* _Task directions_: Without including any pictures, write out the listing below exactly.
========
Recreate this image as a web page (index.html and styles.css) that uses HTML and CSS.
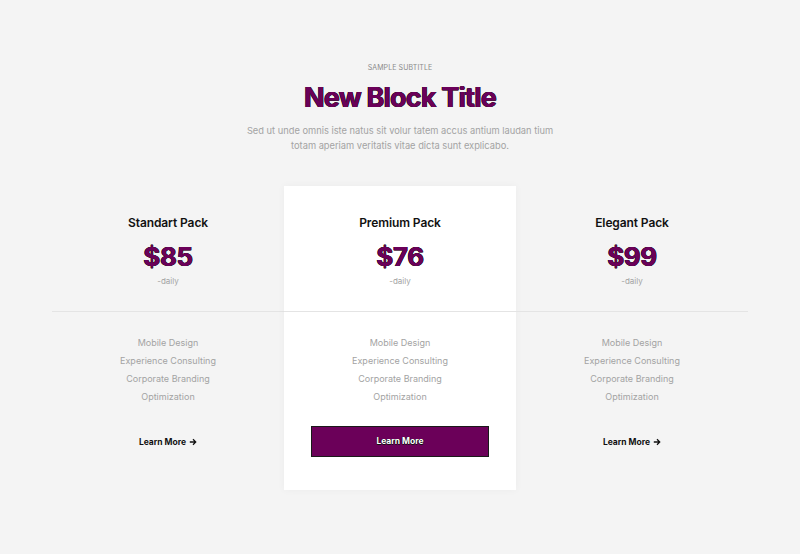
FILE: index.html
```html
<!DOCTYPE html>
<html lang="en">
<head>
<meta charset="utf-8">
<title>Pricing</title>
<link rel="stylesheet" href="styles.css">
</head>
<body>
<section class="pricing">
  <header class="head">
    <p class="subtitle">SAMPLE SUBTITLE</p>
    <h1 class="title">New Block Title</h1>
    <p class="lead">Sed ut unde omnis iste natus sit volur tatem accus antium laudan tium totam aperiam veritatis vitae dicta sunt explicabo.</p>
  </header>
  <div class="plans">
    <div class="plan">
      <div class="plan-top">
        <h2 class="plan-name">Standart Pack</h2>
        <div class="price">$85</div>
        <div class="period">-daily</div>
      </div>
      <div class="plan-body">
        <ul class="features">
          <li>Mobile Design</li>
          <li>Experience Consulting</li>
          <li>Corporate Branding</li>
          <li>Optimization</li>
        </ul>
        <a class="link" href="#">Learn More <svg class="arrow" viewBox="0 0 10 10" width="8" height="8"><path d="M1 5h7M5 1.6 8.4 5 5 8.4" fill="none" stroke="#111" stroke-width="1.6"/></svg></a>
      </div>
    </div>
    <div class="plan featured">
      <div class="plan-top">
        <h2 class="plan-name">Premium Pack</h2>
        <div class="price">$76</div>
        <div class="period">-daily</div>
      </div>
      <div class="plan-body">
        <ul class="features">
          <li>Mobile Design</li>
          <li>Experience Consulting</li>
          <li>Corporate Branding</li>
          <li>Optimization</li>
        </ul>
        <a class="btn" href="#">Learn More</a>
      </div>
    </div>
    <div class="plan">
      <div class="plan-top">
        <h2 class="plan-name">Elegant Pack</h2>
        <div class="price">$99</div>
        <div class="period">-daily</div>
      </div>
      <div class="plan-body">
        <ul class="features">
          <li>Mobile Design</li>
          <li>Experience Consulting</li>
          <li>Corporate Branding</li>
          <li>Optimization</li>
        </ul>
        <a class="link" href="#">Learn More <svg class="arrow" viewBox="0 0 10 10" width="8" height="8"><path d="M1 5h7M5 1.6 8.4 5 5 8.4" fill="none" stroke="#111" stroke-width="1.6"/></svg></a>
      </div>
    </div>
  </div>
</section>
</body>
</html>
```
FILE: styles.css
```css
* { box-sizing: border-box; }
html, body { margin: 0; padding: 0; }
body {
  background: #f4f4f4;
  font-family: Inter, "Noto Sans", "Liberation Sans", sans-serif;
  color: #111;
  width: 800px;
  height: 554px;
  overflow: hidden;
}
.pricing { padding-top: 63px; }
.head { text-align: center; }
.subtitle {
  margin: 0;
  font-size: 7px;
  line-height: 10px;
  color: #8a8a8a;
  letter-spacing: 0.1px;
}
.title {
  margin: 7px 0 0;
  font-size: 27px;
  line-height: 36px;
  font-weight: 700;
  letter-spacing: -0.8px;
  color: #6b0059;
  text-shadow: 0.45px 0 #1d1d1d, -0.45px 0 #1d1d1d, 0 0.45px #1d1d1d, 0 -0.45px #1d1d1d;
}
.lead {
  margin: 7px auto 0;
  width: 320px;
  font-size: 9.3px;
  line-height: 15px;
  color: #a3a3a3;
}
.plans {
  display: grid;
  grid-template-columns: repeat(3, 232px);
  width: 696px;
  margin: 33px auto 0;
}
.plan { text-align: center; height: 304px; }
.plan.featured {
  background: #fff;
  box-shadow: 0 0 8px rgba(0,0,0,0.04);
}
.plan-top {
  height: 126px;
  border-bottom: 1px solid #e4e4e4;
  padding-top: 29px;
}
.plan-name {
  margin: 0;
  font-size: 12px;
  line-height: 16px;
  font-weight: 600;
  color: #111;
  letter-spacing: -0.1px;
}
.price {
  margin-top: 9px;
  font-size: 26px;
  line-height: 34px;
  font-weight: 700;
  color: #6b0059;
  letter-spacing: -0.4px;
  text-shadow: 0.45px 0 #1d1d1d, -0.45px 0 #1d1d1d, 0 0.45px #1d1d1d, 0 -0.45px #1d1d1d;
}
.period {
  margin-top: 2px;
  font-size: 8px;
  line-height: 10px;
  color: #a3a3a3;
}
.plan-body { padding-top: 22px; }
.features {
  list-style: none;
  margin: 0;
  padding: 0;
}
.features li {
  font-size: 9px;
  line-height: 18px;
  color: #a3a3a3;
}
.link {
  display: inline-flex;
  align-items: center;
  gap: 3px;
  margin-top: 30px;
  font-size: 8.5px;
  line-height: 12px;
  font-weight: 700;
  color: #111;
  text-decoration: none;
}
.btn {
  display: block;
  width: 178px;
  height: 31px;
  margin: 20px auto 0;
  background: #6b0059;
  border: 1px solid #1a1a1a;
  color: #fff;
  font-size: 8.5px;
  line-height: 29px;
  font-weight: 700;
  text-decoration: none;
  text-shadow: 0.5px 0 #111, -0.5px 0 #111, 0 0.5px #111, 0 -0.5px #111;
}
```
========
* _Answer to the problem_:
Recreate this image as a web page (index.html and styles.css) that uses HTML and CSS.
FILE: index.html
```html
<!DOCTYPE html>
<html lang="en">
<head>
<meta charset="utf-8">
<title>Pricing</title>
<link rel="stylesheet" href="styles.css">
</head>
<body>
<section class="pricing">
  <header class="head">
    <p class="subtitle">SAMPLE SUBTITLE</p>
    <h1 class="title">New Block Title</h1>
    <p class="lead">Sed ut unde omnis iste natus sit volur tatem accus antium laudan tium totam aperiam veritatis vitae dicta sunt explicabo.</p>
  </header>
  <div class="plans">
    <div class="plan">
      <div class="plan-top">
        <h2 class="plan-name">Standart Pack</h2>
        <div class="price">$85</div>
        <div class="period">-daily</div>
      </div>
      <div class="plan-body">
        <ul class="features">
          <li>Mobile Design</li>
          <li>Experience Consulting</li>
          <li>Corporate Branding</li>
          <li>Optimization</li>
        </ul>
        <a class="link" href="#">Learn More <svg class="arrow" viewBox="0 0 10 10" width="8" height="8"><path d="M1 5h7M5 1.6 8.4 5 5 8.4" fill="none" stroke="#111" stroke-width="1.6"/></svg></a>
      </div>
    </div>
    <div class="plan featured">
      <div class="plan-top">
        <h2 class="plan-name">Premium Pack</h2>
        <div class="price">$76</div>
        <div class="period">-daily</div>
      </div>
      <div class="plan-body">
        <ul class="features">
          <li>Mobile Design</li>
          <li>Experience Consulting</li>
          <li>Corporate Branding</li>
          <li>Optimization</li>
        </ul>
        <a class="btn" href="#">Learn More</a>
      </div>
    </div>
    <div class="plan">
      <div class="plan-top">
        <h2 class="plan-name">Elegant Pack</h2>
        <div class="price">$99</div>
        <div class="period">-daily</div>
      </div>
      <div class="plan-body">
        <ul class="features">
          <li>Mobile Design</li>
          <li>Experience Consulting</li>
          <li>Corporate Branding</li>
          <li>Optimization</li>
        </ul>
        <a class="link" href="#">Learn More <svg class="arrow" viewBox="0 0 10 10" width="8" height="8"><path d="M1 5h7M5 1.6 8.4 5 5 8.4" fill="none" stroke="#111" stroke-width="1.6"/></svg></a>
      </div>
    </div>
  </div>
</section>
</body>
</html>
```
FILE: styles.css
```css
* { box-sizing: border-box; }
html, body { margin: 0; padding: 0; }
body {
  background: #f4f4f4;
  font-family: Inter, "Noto Sans", "Liberation Sans", sans-serif;
  color: #111;
  width: 800px;
  height: 554px;
  overflow: hidden;
}
.pricing { padding-top: 63px; }
.head { text-align: center; }
.subtitle {
  margin: 0;
  font-size: 7px;
  line-height: 10px;
  color: #8a8a8a;
  letter-spacing: 0.1px;
}
.title {
  margin: 7px 0 0;
  font-size: 27px;
  line-height: 36px;
  font-weight: 700;
  letter-spacing: -0.8px;
  color: #6b0059;
  text-shadow: 0.45px 0 #1d1d1d, -0.45px 0 #1d1d1d, 0 0.45px #1d1d1d, 0 -0.45px #1d1d1d;
}
.lead {
  margin: 7px auto 0;
  width: 320px;
  font-size: 9.3px;
  line-height: 15px;
  color: #a3a3a3;
}
.plans {
  display: grid;
  grid-template-columns: repeat(3, 232px);
  width: 696px;
  margin: 33px auto 0;
}
.plan { text-align: center; height: 304px; }
.plan.featured {
  background: #fff;
  box-shadow: 0 0 8px rgba(0,0,0,0.04);
}
.plan-top {
  height: 126px;
  border-bottom: 1px solid #e4e4e4;
  padding-top: 29px;
}
.plan-name {
  margin: 0;
  font-size: 12px;
  line-height: 16px;
  font-weight: 600;
  color: #111;
  letter-spacing: -0.1px;
}
.price {
  margin-top: 9px;
  font-size: 26px;
  line-height: 34px;
  font-weight: 700;
  color: #6b0059;
  letter-spacing: -0.4px;
  text-shadow: 0.45px 0 #1d1d1d, -0.45px 0 #1d1d1d, 0 0.45px #1d1d1d, 0 -0.45px #1d1d1d;
}
.period {
  margin-top: 2px;
  font-size: 8px;
  line-height: 10px;
  color: #a3a3a3;
}
.plan-body { padding-top: 22px; }
.features {
  list-style: none;
  margin: 0;
  padding: 0;
}
.features li {
  font-size: 9px;
  line-height: 18px;
  color: #a3a3a3;
}
.link {
  display: inline-flex;
  align-items: center;
  gap: 3px;
  margin-top: 30px;
  font-size: 8.5px;
  line-height: 12px;
  font-weight: 700;
  color: #111;
  text-decoration: none;
}
.btn {
  display: block;
  width: 178px;
  height: 31px;
  margin: 20px auto 0;
  background: #6b0059;
  border: 1px solid #1a1a1a;
  color: #fff;
  font-size: 8.5px;
  line-height: 29px;
  font-weight: 700;
  text-decoration: none;
  text-shadow: 0.5px 0 #111, -0.5px 0 #111, 0 0.5px #111, 0 -0.5px #111;
}
```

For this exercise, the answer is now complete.